- _TASK STATEMENT_
Search the listing for the string "components" and copy every line that contains it.

::: DATASET SECTION

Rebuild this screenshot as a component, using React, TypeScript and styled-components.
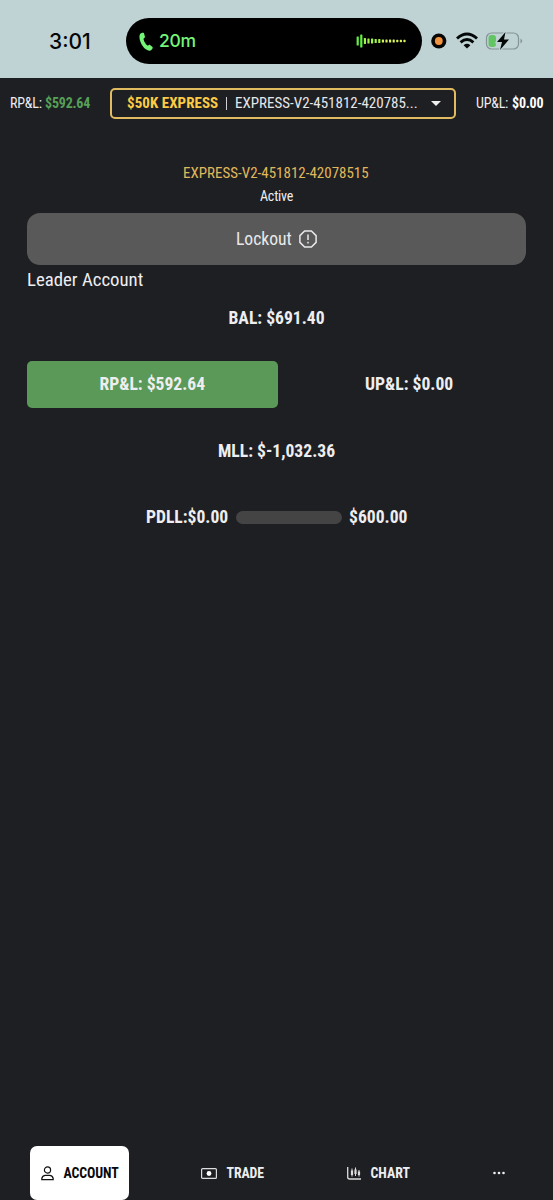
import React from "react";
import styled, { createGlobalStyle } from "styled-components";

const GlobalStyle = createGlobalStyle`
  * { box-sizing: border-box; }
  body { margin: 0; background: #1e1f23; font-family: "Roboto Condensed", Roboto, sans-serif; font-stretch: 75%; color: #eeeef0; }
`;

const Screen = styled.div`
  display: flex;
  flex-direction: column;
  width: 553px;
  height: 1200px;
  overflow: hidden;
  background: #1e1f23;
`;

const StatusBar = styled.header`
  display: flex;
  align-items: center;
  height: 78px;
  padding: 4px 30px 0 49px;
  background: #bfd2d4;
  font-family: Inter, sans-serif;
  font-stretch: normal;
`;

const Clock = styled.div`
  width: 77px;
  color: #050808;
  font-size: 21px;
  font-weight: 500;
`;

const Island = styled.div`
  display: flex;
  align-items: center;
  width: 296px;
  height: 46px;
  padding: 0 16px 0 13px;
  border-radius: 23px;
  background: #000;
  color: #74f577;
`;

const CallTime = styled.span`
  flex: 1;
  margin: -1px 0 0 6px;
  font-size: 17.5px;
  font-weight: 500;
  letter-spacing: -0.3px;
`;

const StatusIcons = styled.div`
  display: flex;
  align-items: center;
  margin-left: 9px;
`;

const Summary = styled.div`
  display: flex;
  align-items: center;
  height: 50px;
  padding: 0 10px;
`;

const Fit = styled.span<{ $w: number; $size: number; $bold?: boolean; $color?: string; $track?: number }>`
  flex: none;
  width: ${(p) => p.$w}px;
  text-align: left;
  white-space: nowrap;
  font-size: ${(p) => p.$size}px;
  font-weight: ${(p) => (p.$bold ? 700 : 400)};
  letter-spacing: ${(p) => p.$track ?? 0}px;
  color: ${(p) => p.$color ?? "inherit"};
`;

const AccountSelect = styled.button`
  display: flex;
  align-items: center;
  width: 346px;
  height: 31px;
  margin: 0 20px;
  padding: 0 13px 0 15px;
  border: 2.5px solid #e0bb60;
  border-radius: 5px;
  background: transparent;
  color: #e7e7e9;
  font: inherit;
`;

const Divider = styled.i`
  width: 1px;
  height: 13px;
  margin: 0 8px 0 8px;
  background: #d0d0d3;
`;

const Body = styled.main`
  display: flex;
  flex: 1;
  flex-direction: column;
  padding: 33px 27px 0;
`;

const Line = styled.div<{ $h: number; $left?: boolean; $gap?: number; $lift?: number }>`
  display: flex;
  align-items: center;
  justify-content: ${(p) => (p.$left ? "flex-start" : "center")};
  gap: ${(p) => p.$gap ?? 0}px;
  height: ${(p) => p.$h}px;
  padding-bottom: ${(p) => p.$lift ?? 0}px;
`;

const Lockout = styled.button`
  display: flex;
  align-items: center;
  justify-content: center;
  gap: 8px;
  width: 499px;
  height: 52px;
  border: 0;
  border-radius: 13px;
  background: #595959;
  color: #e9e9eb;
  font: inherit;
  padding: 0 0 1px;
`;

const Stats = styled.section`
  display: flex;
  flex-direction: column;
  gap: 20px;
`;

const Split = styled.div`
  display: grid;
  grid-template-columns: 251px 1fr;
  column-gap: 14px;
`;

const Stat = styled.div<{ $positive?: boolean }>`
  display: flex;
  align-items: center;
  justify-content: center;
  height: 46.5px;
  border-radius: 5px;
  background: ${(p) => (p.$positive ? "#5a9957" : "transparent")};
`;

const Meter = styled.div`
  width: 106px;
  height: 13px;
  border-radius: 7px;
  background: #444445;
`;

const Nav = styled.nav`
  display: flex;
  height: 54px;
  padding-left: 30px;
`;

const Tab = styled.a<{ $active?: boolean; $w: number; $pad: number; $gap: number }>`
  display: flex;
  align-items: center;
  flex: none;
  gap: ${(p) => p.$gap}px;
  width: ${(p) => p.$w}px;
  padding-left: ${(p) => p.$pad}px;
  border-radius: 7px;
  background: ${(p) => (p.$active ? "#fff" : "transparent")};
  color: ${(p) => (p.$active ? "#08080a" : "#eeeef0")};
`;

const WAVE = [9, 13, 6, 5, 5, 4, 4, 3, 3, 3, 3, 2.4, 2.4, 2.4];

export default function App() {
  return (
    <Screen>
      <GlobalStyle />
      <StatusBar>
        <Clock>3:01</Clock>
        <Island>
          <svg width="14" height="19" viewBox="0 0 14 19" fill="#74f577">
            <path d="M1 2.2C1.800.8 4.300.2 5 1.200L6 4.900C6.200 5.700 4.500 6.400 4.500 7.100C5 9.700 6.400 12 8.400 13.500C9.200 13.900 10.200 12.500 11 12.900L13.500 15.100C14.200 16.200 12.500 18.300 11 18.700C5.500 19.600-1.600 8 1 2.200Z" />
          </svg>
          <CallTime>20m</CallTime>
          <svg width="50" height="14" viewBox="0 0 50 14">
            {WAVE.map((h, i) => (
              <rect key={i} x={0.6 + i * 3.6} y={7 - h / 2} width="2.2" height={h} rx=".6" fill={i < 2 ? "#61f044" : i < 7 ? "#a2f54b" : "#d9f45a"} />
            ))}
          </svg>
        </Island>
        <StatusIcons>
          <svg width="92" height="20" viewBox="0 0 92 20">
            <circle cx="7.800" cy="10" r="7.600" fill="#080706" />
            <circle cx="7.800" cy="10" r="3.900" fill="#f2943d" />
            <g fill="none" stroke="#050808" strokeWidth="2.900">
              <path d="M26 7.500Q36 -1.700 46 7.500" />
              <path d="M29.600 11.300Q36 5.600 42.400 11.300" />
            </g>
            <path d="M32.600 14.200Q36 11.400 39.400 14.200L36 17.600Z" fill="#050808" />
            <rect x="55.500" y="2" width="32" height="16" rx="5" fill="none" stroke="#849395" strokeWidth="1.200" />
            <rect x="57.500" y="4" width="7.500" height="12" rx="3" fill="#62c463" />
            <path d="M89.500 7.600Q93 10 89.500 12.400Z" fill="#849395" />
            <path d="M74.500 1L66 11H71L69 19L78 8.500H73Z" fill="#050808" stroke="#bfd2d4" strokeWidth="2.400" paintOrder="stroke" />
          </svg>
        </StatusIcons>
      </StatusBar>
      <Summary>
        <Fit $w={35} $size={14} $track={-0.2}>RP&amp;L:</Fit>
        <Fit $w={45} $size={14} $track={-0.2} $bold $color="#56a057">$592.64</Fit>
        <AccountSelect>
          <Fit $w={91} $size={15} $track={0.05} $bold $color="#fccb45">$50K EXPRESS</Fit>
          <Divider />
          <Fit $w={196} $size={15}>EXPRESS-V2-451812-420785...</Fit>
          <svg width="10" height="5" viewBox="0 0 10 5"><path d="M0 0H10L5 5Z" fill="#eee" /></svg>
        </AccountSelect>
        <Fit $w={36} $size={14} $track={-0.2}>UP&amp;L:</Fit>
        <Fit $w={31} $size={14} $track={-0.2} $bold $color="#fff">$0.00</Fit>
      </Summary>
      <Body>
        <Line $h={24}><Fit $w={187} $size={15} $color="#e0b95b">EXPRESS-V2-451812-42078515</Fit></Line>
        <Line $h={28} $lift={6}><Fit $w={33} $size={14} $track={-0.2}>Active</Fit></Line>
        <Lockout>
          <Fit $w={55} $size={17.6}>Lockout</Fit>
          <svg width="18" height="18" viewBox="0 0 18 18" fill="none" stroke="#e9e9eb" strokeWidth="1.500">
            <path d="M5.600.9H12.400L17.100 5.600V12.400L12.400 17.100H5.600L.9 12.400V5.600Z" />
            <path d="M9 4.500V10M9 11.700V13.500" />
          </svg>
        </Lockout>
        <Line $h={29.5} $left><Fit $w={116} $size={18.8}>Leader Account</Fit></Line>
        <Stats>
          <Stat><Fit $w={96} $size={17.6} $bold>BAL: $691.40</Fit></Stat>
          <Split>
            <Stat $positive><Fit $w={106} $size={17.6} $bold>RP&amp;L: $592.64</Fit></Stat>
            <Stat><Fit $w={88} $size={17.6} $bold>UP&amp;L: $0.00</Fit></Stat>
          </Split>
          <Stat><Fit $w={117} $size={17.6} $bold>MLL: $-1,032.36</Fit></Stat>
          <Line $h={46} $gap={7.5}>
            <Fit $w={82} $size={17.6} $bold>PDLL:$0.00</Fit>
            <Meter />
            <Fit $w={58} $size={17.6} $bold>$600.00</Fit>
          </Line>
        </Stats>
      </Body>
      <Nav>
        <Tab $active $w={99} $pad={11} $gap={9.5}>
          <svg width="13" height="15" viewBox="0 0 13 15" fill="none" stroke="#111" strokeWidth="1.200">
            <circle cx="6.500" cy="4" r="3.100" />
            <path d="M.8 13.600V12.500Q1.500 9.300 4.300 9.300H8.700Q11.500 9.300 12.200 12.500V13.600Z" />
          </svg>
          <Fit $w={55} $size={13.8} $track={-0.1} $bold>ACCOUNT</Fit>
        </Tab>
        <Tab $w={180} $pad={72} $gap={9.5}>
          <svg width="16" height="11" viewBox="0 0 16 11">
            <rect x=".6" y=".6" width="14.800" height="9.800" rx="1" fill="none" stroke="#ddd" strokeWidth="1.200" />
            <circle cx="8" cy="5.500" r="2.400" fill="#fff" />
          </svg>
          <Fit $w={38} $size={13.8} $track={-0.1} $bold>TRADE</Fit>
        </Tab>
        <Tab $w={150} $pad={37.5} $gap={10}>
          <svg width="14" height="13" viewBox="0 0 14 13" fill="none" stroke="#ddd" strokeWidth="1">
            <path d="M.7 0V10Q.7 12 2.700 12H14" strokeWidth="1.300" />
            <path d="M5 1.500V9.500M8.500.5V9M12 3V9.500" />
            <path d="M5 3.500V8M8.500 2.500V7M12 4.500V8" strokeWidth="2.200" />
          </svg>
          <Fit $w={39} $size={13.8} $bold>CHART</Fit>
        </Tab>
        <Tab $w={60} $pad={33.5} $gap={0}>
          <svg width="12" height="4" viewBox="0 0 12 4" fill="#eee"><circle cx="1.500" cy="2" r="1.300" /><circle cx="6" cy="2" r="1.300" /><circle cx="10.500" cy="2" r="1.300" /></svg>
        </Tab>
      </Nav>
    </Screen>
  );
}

::::::

- _EXERCISE SOLUTION_
Rebuild this screenshot as a component, using React, TypeScript and styled-components.
import styled, { createGlobalStyle } from "styled-components";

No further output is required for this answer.